Material:
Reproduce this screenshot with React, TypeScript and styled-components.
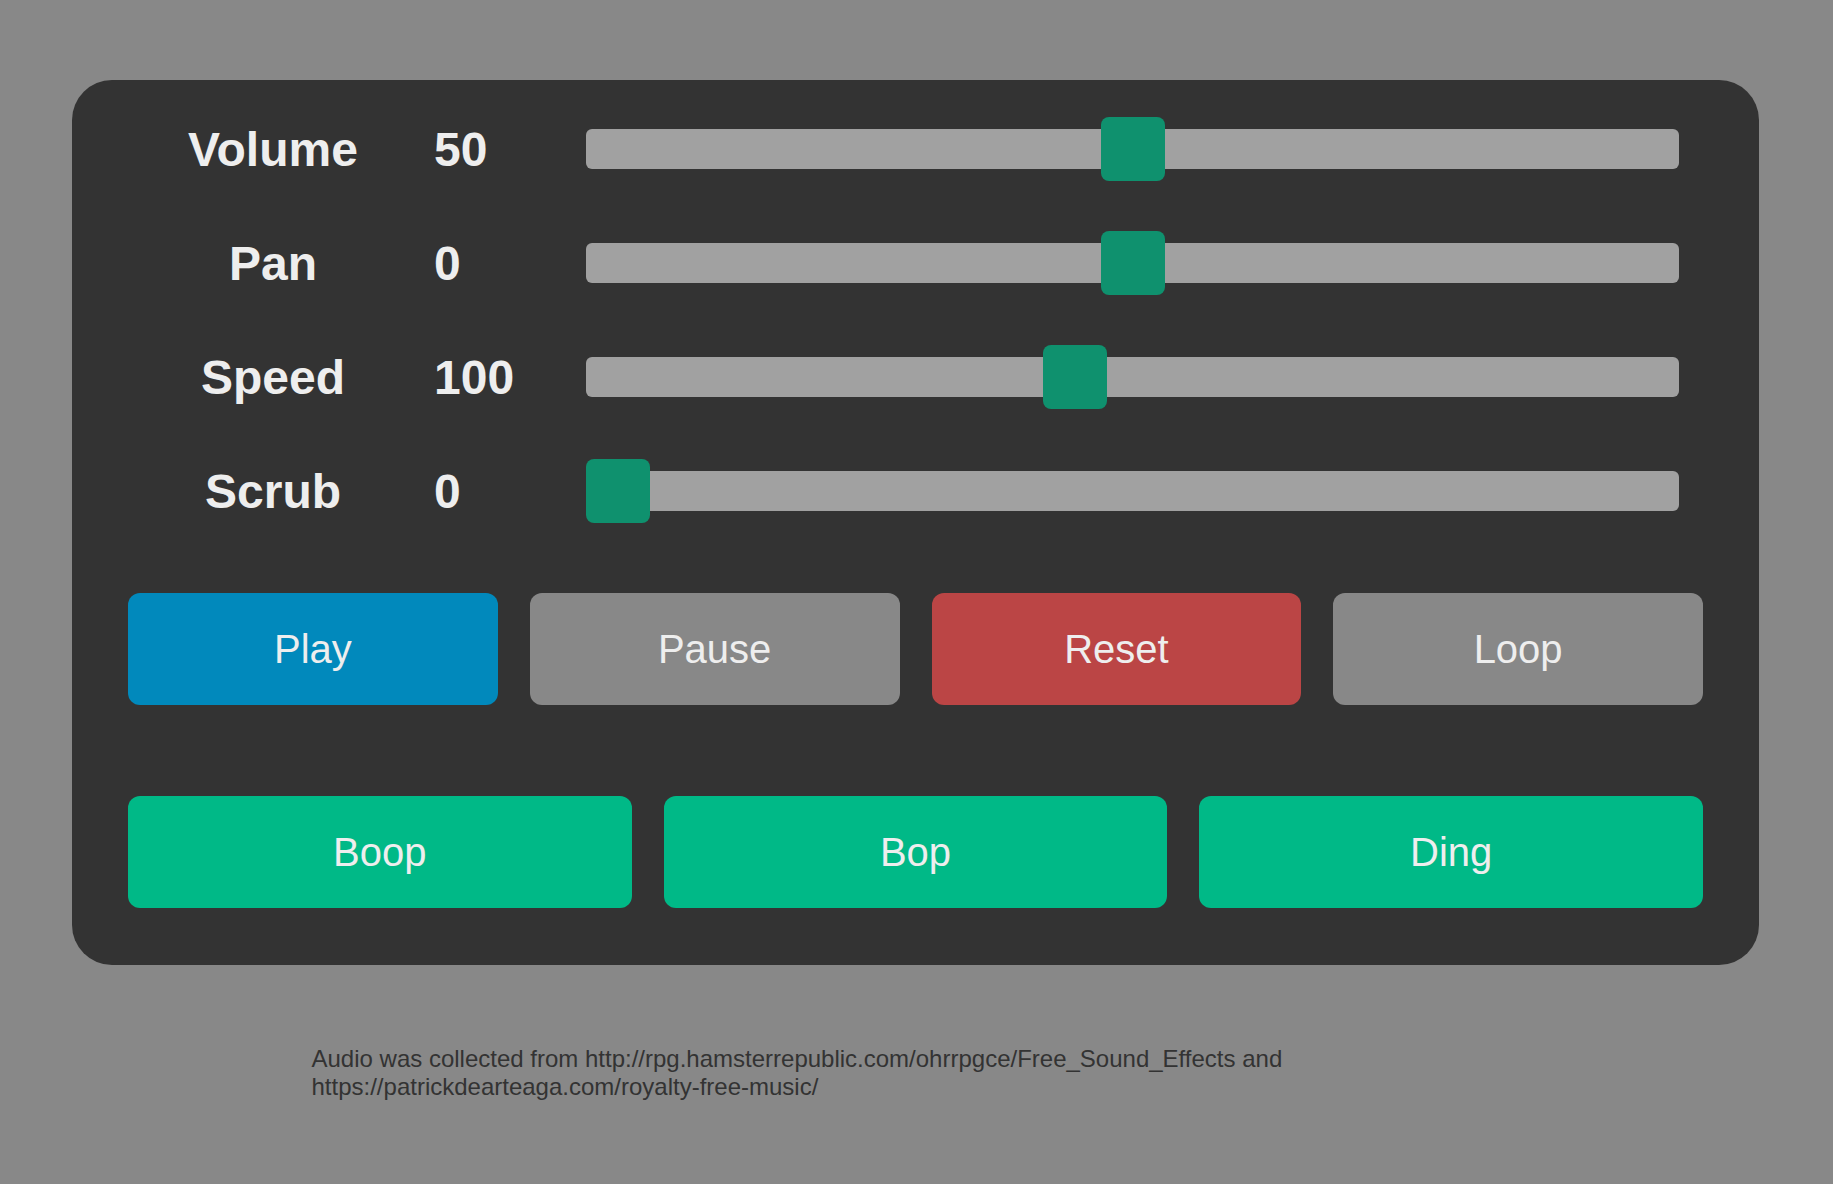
import React from "react";
import styled, { createGlobalStyle } from "styled-components";

const GlobalStyle = createGlobalStyle`
  html, body {
    margin: 0;
    padding: 0;
    background: #888888;
  }
  body {
    margin: 8px;
    font-family: "Liberation Sans", Arial, sans-serif;
  }
`;

const Page = styled.div`
  display: flex;
  flex-direction: column;
  align-items: stretch;
  padding: 72px 66px 40px 64px;
`;

const Panel = styled.div`
  background: #333333;
  border-radius: 40px;
  padding: 37px 56px 57px;
  display: flex;
  flex-direction: column;
`;

const Sliders = styled.div`
  display: flex;
  flex-direction: column;
  gap: 50px;
`;

const Row = styled.div`
  display: grid;
  grid-template-columns: 290px 168px 1fr;
  align-items: center;
  height: 64px;
  padding-right: 24px;
`;

const Label = styled.div`
  text-align: center;
  color: #eeeeee;
  font-weight: bold;
  font-size: 48px;
  line-height: 1;
  padding-top: 2px;
`;

const Value = styled.div`
  color: #eeeeee;
  font-weight: bold;
  font-size: 48px;
  line-height: 1;
  padding-left: 16px;
  padding-top: 2px;
`;

const Track = styled.div`
  position: relative;
  height: 40px;
  background: #a1a1a1;
  border-radius: 6px;
`;

const Thumb = styled.div`
  position: absolute;
  top: -12px;
  width: 64px;
  height: 64px;
  border-radius: 8px;
  background: #0f916e;
`;

const ButtonRow = styled.div<{ $cols: number; $top: number }>`
  display: grid;
  grid-template-columns: repeat(${(p) => p.$cols}, 1fr);
  gap: 32px;
  margin-top: ${(p) => p.$top}px;
`;

const Button = styled.button<{ $bg: string }>`
  height: 112px;
  border: none;
  border-radius: 12px;
  background: ${(p) => p.$bg};
  color: #eeeeee;
  font-family: "Liberation Sans", Arial, sans-serif;
  font-size: 40px;
  padding: 0;
  cursor: pointer;
`;

const Footer = styled.p`
  width: 1208px;
  margin: 80px auto 0;
  color: #333333;
  font-size: 24px;
  line-height: 28px;
`;

type SliderDef = { label: string; value: number; min: number; max: number };

const sliders: SliderDef[] = [
  { label: "Volume", value: 50, min: 0, max: 100 },
  { label: "Pan", value: 0, min: -100, max: 100 },
  { label: "Speed", value: 100, min: 20, max: 200 },
  { label: "Scrub", value: 0, min: 0, max: 100 },
];

function Slider({ label, value, min, max }: SliderDef) {
  const f = (value - min) / (max - min);
  return (
    <Row>
      <Label>{label}</Label>
      <Value>{value}</Value>
      <Track>
        <Thumb style={{ left: `calc(${f} * (100% - 64px))` }} />
      </Track>
    </Row>
  );
}

export default function App() {
  return (
    <>
      <GlobalStyle />
      <Page>
        <Panel>
          <Sliders>
            {sliders.map((s) => (
              <Slider key={s.label} {...s} />
            ))}
          </Sliders>
          <ButtonRow $cols={4} $top={70}>
            <Button $bg="#0189bc">Play</Button>
            <Button $bg="#888888">Pause</Button>
            <Button $bg="#bb4545">Reset</Button>
            <Button $bg="#888888">Loop</Button>
          </ButtonRow>
          <ButtonRow $cols={3} $top={91}>
            <Button $bg="#00b987">Boop</Button>
            <Button $bg="#00b987">Bop</Button>
            <Button $bg="#00b987">Ding</Button>
          </ButtonRow>
        </Panel>
        <Footer>
          Audio was collected from http://rpg.hamsterrepublic.com/ohrrpgce/Free_Sound_Effects and
          https://patrickdearteaga.com/royalty-free-music/
        </Footer>
      </Page>
    </>
  );
}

Written exercise:
From the opening line of the listing above through the line bearing "string; value: number;", repeat each line exactly. Drop every picture.

Exercise result:
Reproduce this screenshot with React, TypeScript and styled-components.
import React from "react";
import styled, { createGlobalStyle } from "styled-components";

const GlobalStyle = createGlobalStyle`
  html, body {
    margin: 0;
    padding: 0;
    background: #888888;
  }
  body {
    margin: 8px;
    font-family: "Liberation Sans", Arial, sans-serif;
  }
`;

const Page = styled.div`
  display: flex;
  flex-direction: column;
  align-items: stretch;
  padding: 72px 66px 40px 64px;
`;

const Panel = styled.div`
  background: #333333;
  border-radius: 40px;
  padding: 37px 56px 57px;
  display: flex;
  flex-direction: column;
`;

const Sliders = styled.div`
  display: flex;
  flex-direction: column;
  gap: 50px;
`;

const Row = styled.div`
  display: grid;
  grid-template-columns: 290px 168px 1fr;
  align-items: center;
  height: 64px;
  padding-right: 24px;
`;

const Label = styled.div`
  text-align: center;
  color: #eeeeee;
  font-weight: bold;
  font-size: 48px;
  line-height: 1;
  padding-top: 2px;
`;

const Value = styled.div`
  color: #eeeeee;
  font-weight: bold;
  font-size: 48px;
  line-height: 1;
  padding-left: 16px;
  padding-top: 2px;
`;

const Track = styled.div`
  position: relative;
  height: 40px;
  background: #a1a1a1;
  border-radius: 6px;
`;

const Thumb = styled.div`
  position: absolute;
  top: -12px;
  width: 64px;
  height: 64px;
  border-radius: 8px;
  background: #0f916e;
`;

const ButtonRow = styled.div<{ $cols: number; $top: number }>`
  display: grid;
  grid-template-columns: repeat(${(p) => p.$cols}, 1fr);
  gap: 32px;
  margin-top: ${(p) => p.$top}px;
`;

const Button = styled.button<{ $bg: string }>`
  height: 112px;
  border: none;
  border-radius: 12px;
  background: ${(p) => p.$bg};
  color: #eeeeee;
  font-family: "Liberation Sans", Arial, sans-serif;
  font-size: 40px;
  padding: 0;
  cursor: pointer;
`;

const Footer = styled.p`
  width: 1208px;
  margin: 80px auto 0;
  color: #333333;
  font-size: 24px;
  line-height: 28px;
`;

type SliderDef = { label: string; value: number; min: number; max: number };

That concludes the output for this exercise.